*DIRECTIONS*.
Set every record down verbatim and omit the pictures.

[Code that builds pages]
*-*-*

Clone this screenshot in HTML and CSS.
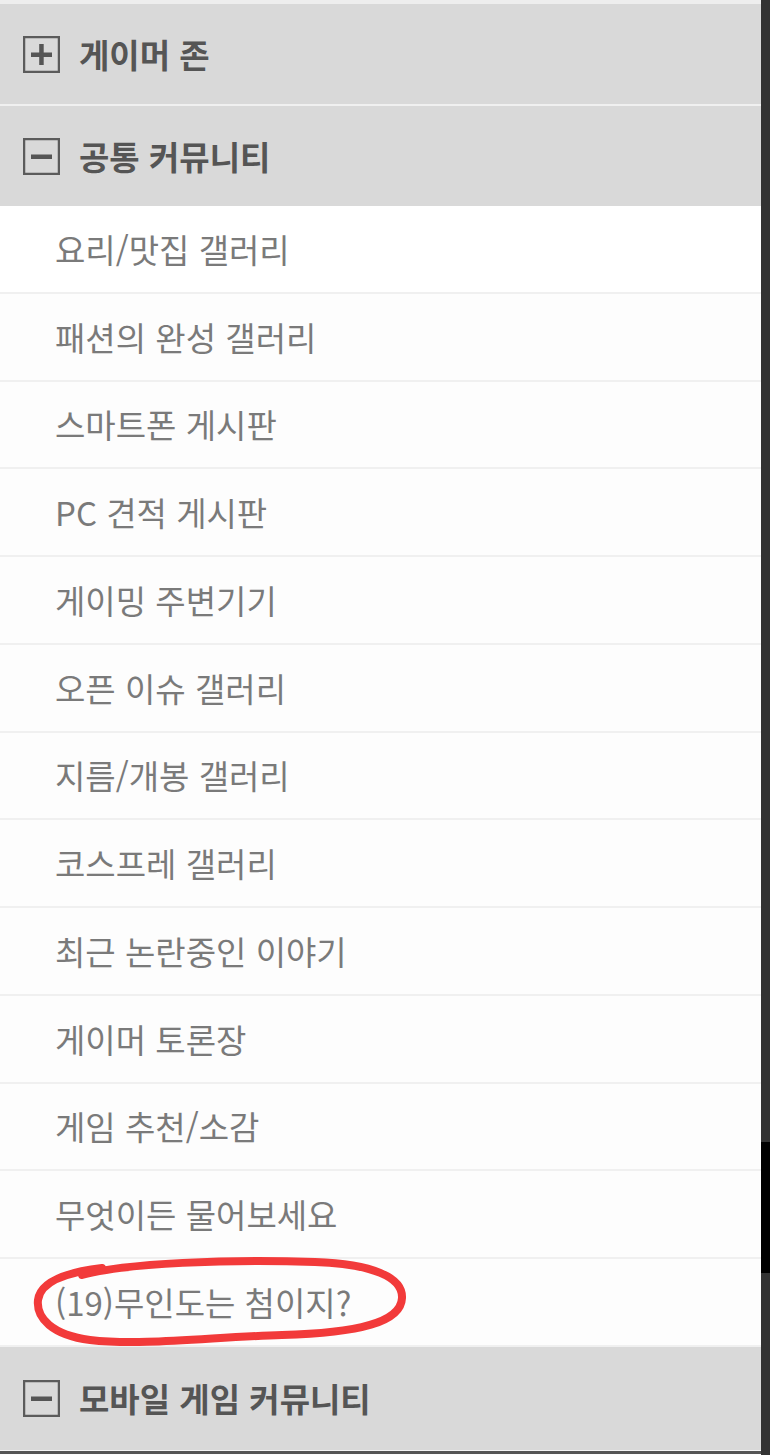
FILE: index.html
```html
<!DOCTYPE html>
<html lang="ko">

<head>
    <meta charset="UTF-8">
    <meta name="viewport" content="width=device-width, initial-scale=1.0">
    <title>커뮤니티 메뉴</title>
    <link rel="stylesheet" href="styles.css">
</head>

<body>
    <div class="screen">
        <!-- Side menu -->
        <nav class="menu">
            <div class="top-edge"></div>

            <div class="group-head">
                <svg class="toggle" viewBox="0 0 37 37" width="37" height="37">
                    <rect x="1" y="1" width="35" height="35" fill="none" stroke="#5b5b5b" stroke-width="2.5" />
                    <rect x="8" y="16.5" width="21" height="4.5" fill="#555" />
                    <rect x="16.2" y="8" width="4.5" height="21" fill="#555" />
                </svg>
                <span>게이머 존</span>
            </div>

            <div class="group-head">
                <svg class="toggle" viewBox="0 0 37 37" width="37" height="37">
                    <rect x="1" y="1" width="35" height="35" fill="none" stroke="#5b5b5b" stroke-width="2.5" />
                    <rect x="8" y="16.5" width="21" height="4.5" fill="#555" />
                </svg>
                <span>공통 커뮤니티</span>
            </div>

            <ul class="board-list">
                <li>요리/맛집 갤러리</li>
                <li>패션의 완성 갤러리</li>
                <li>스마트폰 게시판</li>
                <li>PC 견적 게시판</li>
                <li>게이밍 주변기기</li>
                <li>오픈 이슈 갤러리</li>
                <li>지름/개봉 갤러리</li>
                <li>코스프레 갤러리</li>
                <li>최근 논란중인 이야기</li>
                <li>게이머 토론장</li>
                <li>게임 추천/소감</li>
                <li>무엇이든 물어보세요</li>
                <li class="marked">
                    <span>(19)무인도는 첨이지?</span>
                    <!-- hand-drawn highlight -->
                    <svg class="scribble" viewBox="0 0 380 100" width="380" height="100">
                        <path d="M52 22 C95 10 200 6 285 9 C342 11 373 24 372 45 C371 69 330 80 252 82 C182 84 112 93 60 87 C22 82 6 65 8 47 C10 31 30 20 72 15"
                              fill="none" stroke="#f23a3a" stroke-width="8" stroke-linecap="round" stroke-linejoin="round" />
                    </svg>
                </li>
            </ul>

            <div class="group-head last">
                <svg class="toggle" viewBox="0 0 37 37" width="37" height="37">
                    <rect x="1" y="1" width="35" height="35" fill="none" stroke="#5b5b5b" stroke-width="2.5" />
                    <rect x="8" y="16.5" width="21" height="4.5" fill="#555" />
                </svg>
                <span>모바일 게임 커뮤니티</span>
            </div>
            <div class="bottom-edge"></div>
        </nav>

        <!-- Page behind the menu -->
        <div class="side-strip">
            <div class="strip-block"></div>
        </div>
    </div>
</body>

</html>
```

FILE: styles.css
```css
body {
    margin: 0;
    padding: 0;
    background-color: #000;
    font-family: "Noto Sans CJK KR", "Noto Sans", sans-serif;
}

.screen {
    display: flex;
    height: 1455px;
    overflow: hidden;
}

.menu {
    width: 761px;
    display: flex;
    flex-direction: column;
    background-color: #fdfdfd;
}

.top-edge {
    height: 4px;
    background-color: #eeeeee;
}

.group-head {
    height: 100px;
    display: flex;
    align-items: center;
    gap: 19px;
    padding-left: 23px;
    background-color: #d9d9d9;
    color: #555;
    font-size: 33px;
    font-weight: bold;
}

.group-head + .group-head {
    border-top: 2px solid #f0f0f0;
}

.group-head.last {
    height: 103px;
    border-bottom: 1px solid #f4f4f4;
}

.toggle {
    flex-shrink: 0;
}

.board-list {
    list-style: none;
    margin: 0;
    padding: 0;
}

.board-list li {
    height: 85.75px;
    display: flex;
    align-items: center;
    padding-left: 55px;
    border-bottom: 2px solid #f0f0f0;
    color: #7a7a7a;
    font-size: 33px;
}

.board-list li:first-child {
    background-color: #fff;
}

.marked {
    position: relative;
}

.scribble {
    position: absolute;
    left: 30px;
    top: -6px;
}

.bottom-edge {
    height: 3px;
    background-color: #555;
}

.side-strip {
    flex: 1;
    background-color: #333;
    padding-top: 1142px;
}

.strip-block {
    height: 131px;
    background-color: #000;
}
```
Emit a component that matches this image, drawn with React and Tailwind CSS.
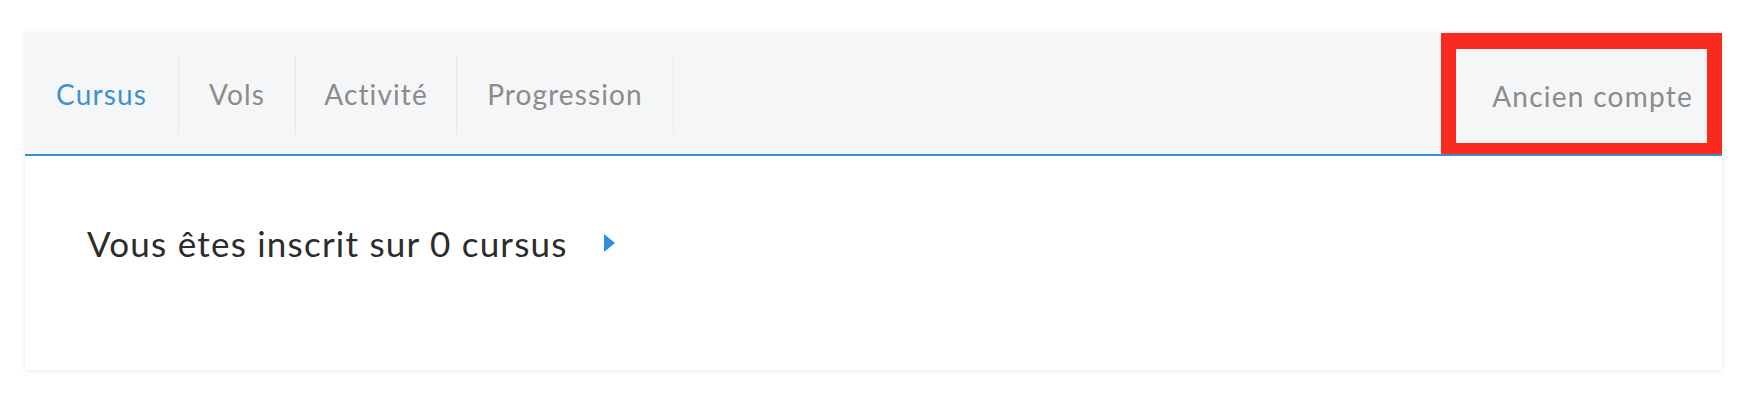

*-*-*

*WRITTEN SOLUTION*.
Clone this screenshot in HTML and CSS.
FILE: index.html
```html
<!DOCTYPE html>
<html lang="ko">

<head>
    <meta charset="UTF-8">
    <meta name="viewport" content="width=device-width, initial-scale=1.0">
    <title>커뮤니티 메뉴</title>
    <link rel="stylesheet" href="styles.css">
</head>

<body>
    <div class="screen">
        <!-- Side menu -->
        <nav class="menu">
            <div class="top-edge"></div>

            <div class="group-head">
                <svg class="toggle" viewBox="0 0 37 37" width="37" height="37">
                    <rect x="1" y="1" width="35" height="35" fill="none" stroke="#5b5b5b" stroke-width="2.5" />
                    <rect x="8" y="16.5" width="21" height="4.5" fill="#555" />
                    <rect x="16.2" y="8" width="4.5" height="21" fill="#555" />
                </svg>
                <span>게이머 존</span>
            </div>

            <div class="group-head">
                <svg class="toggle" viewBox="0 0 37 37" width="37" height="37">
                    <rect x="1" y="1" width="35" height="35" fill="none" stroke="#5b5b5b" stroke-width="2.5" />
                    <rect x="8" y="16.5" width="21" height="4.5" fill="#555" />
                </svg>
                <span>공통 커뮤니티</span>
            </div>

            <ul class="board-list">
                <li>요리/맛집 갤러리</li>
                <li>패션의 완성 갤러리</li>
                <li>스마트폰 게시판</li>
                <li>PC 견적 게시판</li>
                <li>게이밍 주변기기</li>
                <li>오픈 이슈 갤러리</li>
                <li>지름/개봉 갤러리</li>
                <li>코스프레 갤러리</li>
                <li>최근 논란중인 이야기</li>
                <li>게이머 토론장</li>
                <li>게임 추천/소감</li>
                <li>무엇이든 물어보세요</li>
                <li class="marked">
                    <span>(19)무인도는 첨이지?</span>
                    <!-- hand-drawn highlight -->
                    <svg class="scribble" viewBox="0 0 380 100" width="380" height="100">
                        <path d="M52 22 C95 10 200 6 285 9 C342 11 373 24 372 45 C371 69 330 80 252 82 C182 84 112 93 60 87 C22 82 6 65 8 47 C10 31 30 20 72 15"
                              fill="none" stroke="#f23a3a" stroke-width="8" stroke-linecap="round" stroke-linejoin="round" />
                    </svg>
                </li>
            </ul>

            <div class="group-head last">
                <svg class="toggle" viewBox="0 0 37 37" width="37" height="37">
                    <rect x="1" y="1" width="35" height="35" fill="none" stroke="#5b5b5b" stroke-width="2.5" />
                    <rect x="8" y="16.5" width="21" height="4.5" fill="#555" />
                </svg>
                <span>모바일 게임 커뮤니티</span>
            </div>
            <div class="bottom-edge"></div>
        </nav>

        <!-- Page behind the menu -->
        <div class="side-strip">
            <div class="strip-block"></div>
        </div>
    </div>
</body>

</html>
```

FILE: styles.css
```css
body {
    margin: 0;
    padding: 0;
    background-color: #000;
    font-family: "Noto Sans CJK KR", "Noto Sans", sans-serif;
}

.screen {
    display: flex;
    height: 1455px;
    overflow: hidden;
}

.menu {
    width: 761px;
    display: flex;
    flex-direction: column;
    background-color: #fdfdfd;
}

.top-edge {
    height: 4px;
    background-color: #eeeeee;
}

.group-head {
    height: 100px;
    display: flex;
    align-items: center;
    gap: 19px;
    padding-left: 23px;
    background-color: #d9d9d9;
    color: #555;
    font-size: 33px;
    font-weight: bold;
}

.group-head + .group-head {
    border-top: 2px solid #f0f0f0;
}

.group-head.last {
    height: 103px;
    border-bottom: 1px solid #f4f4f4;
}

.toggle {
    flex-shrink: 0;
}

.board-list {
    list-style: none;
    margin: 0;
    padding: 0;
}

.board-list li {
    height: 85.75px;
    display: flex;
    align-items: center;
    padding-left: 55px;
    border-bottom: 2px solid #f0f0f0;
    color: #7a7a7a;
    font-size: 33px;
}

.board-list li:first-child {
    background-color: #fff;
}

.marked {
    position: relative;
}

.scribble {
    position: absolute;
    left: 30px;
    top: -6px;
}

.bottom-edge {
    height: 3px;
    background-color: #555;
}

.side-strip {
    flex: 1;
    background-color: #333;
    padding-top: 1142px;
}

.strip-block {
    height: 131px;
    background-color: #000;
}
```
Emit a component that matches this image, drawn with React and Tailwind CSS.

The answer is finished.